I'd give her space, and I'd consider reducing her to an acquaintance rather than viewing her as a 'friend,' because no real friend would mistreat you.

 

I would also not withdraw from anyone else who really IS a friend, because this girl owns no right to them as her territory.

 

I would not discuss her with anyone, because that sets you up for misinterpretation and misrepresentation. Third parties, no matter how well-meaning, can make matters worse, not better. There are pot-stirrers in every crowd, and you can't always tell who they are until they burn you. They thrive on discontent between others and can alter the content of what you say, which can move the girl from an annoyance to an enemy.
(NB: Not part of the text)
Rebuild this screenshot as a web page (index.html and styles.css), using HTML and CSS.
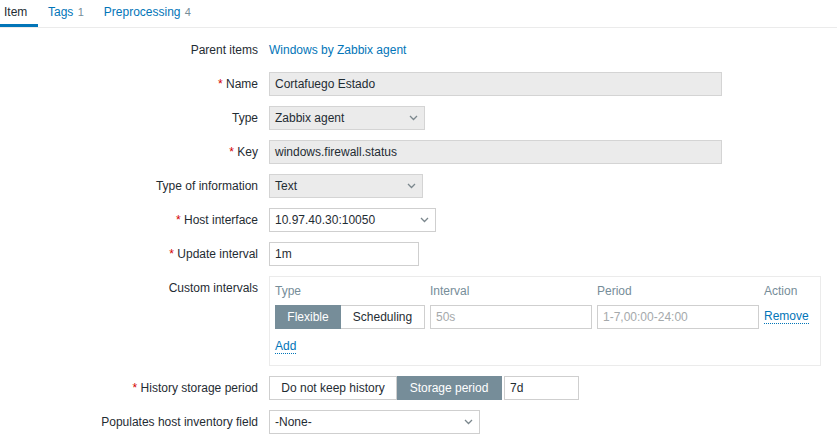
FILE: index.html
```html
<html>
<head>
    <title>Item</title>
    <link rel="stylesheet" href="styles.css">
</head>
<body>
<div class="tabs">
    <span class="tab active">Item</span>
    <a class="tab" href="#">Tags <span class="count">1</span></a>
    <a class="tab" href="#">Preprocessing <span class="count">4</span></a>
</div>

<div class="form-grid">
    <div class="label">Parent items</div>
    <div class="field"><a class="link" href="#">Windows by Zabbix agent</a></div>

    <div class="label"><span class="req">*</span> Name</div>
    <div class="field"><div class="input readonly w-name">Cortafuego Estado</div></div>

    <div class="label">Type</div>
    <div class="field">
        <div class="select readonly w-type">
            <span>Zabbix agent</span>
            <svg width="9" height="6" viewBox="0 0 9 6"><path d="M1 1 L4.5 4.5 L8 1" fill="none" stroke="#7b878d" stroke-width="1.3"/></svg>
        </div>
    </div>

    <div class="label"><span class="req">*</span> Key</div>
    <div class="field"><div class="input readonly w-name">windows.firewall.status</div></div>

    <div class="label">Type of information</div>
    <div class="field">
        <div class="select readonly w-info">
            <span>Text</span>
            <svg width="9" height="6" viewBox="0 0 9 6"><path d="M1 1 L4.5 4.5 L8 1" fill="none" stroke="#7b878d" stroke-width="1.3"/></svg>
        </div>
    </div>

    <div class="label"><span class="req">*</span> Host interface</div>
    <div class="field">
        <div class="select w-host">
            <span>10.97.40.30:10050</span>
            <svg width="9" height="6" viewBox="0 0 9 6"><path d="M1 1 L4.5 4.5 L8 1" fill="none" stroke="#7b878d" stroke-width="1.3"/></svg>
        </div>
    </div>

    <div class="label"><span class="req">*</span> Update interval</div>
    <div class="field"><div class="input w-update">1m</div></div>

    <div class="label label-top">Custom intervals</div>
    <div class="field">
        <div class="intervals">
            <div class="iv-head">Type</div>
            <div class="iv-head">Interval</div>
            <div class="iv-head">Period</div>
            <div class="iv-head">Action</div>

            <div class="radio-group">
                <span class="radio on w-flex">Flexible</span>
                <span class="radio w-sched">Scheduling</span>
            </div>
            <div class="input placeholder">50s</div>
            <div class="input placeholder">1-7,00:00-24:00</div>
            <div class="iv-action"><a class="link dotted" href="#">Remove</a></div>

            <div class="iv-add"><a class="link dotted" href="#">Add</a></div>
        </div>
    </div>

    <div class="label"><span class="req">*</span> History storage period</div>
    <div class="field history">
        <div class="radio-group">
            <span class="radio w-nokeep">Do not keep history</span>
            <span class="radio on w-storage">Storage period</span>
        </div>
        <div class="input w-days">7d</div>
    </div>

    <div class="label">Populates host inventory field</div>
    <div class="field">
        <div class="select w-inv">
            <span>-None-</span>
            <svg width="9" height="6" viewBox="0 0 9 6"><path d="M1 1 L4.5 4.5 L8 1" fill="none" stroke="#7b878d" stroke-width="1.3"/></svg>
        </div>
    </div>
</div>
</body>
</html>
```

FILE: styles.css
```css
body {
    margin: 0;
    background-color: #ffffff;
    font-family: "Liberation Sans", Arial, sans-serif;
    font-size: 12px;
    color: #1f2c33;
}

a {
    text-decoration: none;
}

/* tab strip */
.tabs {
    display: flex;
    height: 27px;
    border-bottom: 1px solid #ebebeb;
}

.tab {
    display: block;
    padding: 0 10px;
    line-height: 24px;
    height: 24px;
    border-bottom: 3px solid transparent;
    color: #0275b8;
}

.tab.active {
    padding-left: 4px;
    width: 24px;
    color: #1f2c33;
    border-bottom-color: #0275b8;
}

.count {
    color: #768d99;
    font-size: 11px;
    margin-left: 1px;
}

/* form */
.form-grid {
    display: grid;
    grid-template-columns: 258px 1fr;
    column-gap: 11px;
    row-gap: 10px;
    padding-top: 10px;
}

.label {
    text-align: right;
    height: 24px;
    line-height: 24px;
    white-space: nowrap;
}

.label-top {
    line-height: 14px;
    padding-top: 5px;
}

.req {
    color: #d40000;
}

.field {
    display: flex;
    align-items: center;
    min-height: 24px;
}

.link {
    color: #0275b8;
}

.link.dotted {
    border-bottom: 1px dotted #0275b8;
    line-height: 13px;
}

.input, .select {
    box-sizing: border-box;
    height: 24px;
    line-height: 22px;
    padding: 0 5px;
    border: 1px solid #cfcfcf;
    background-color: #ffffff;
    white-space: nowrap;
    overflow: hidden;
}

.readonly {
    background-color: #ebebeb;
    border-color: #d4d4d4;
}

.select {
    display: flex;
    align-items: center;
    justify-content: space-between;
    padding-right: 6px;
}

.placeholder {
    color: #a5a9ab;
}

.w-name { width: 453px; }
.w-type { width: 156px; }
.w-info { width: 154px; }
.w-host { width: 167px; }
.w-update { width: 150px; }
.w-inv { width: 211px; }
.w-days { width: 75px; margin-left: 2px; }

/* custom intervals block */
.intervals {
    box-sizing: border-box;
    width: 552px;
    height: 90px;
    border: 1px solid #ebebeb;
    padding: 5px 5px 0 5px;
    display: grid;
    grid-template-columns: 150px 162px 162px 1fr;
    grid-template-rows: 18px 24px 26px;
    column-gap: 5px;
    row-gap: 5px;
}

.iv-head {
    color: #768d99;
    line-height: 18px;
}

.iv-action {
    display: flex;
    align-items: center;
}

.iv-add {
    grid-column: 1 / 5;
    display: flex;
    align-items: center;
}

.radio-group {
    display: flex;
    height: 24px;
}

.radio {
    box-sizing: border-box;
    height: 24px;
    line-height: 22px;
    text-align: center;
    border: 1px solid #cfcfcf;
    background-color: #ffffff;
    white-space: nowrap;
}

.radio + .radio {
    border-left: none;
}

.radio.on {
    background-color: #768d99;
    border-color: #768d99;
    color: #ffffff;
}

.w-flex { width: 66px; }
.w-sched { width: 84px; }
.w-nokeep { width: 128px; }
.w-storage { width: 105px; }
```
So skip third party discussions.

 

Stay away from the girl, see your other friends away from her, and if the girl ever gets over herself and attempts to act 'normal' around you again--most likely when she wants something from you--be kind, but don't allow her to get away with this. That's your opening to ask why she's mistreated you, and if she says, "I don't know," tell her that's not good enough because if it "just happened for no reason," then it's not something either of you can prevent from "just happening" again, and you're not willing to set yourself up for that. She's welcome to come back and speak with you if she's willing to offer you some degree of understanding about what went wrong, and why she singled you out for mistreatment.

 

From there you can decide whether she had a valid point or whether she owes you an apology--but either way, she owes you an apology for the way she spoke to you in front of others.

 

Chances are, she's either self-centered and took your kindness during her illness for granted and started to feel smothered by it--and she's coming out sideways on you inappropriately, and that's her problem. OR, she somehow misunderstood something about your behavior as territorial or intrusive. If that's the case, she can either come clean and work this out with you, or not. The degree to which she's willing to do that should determine your degree of involvement with her going forward.

 

Write more if it helps, and head high.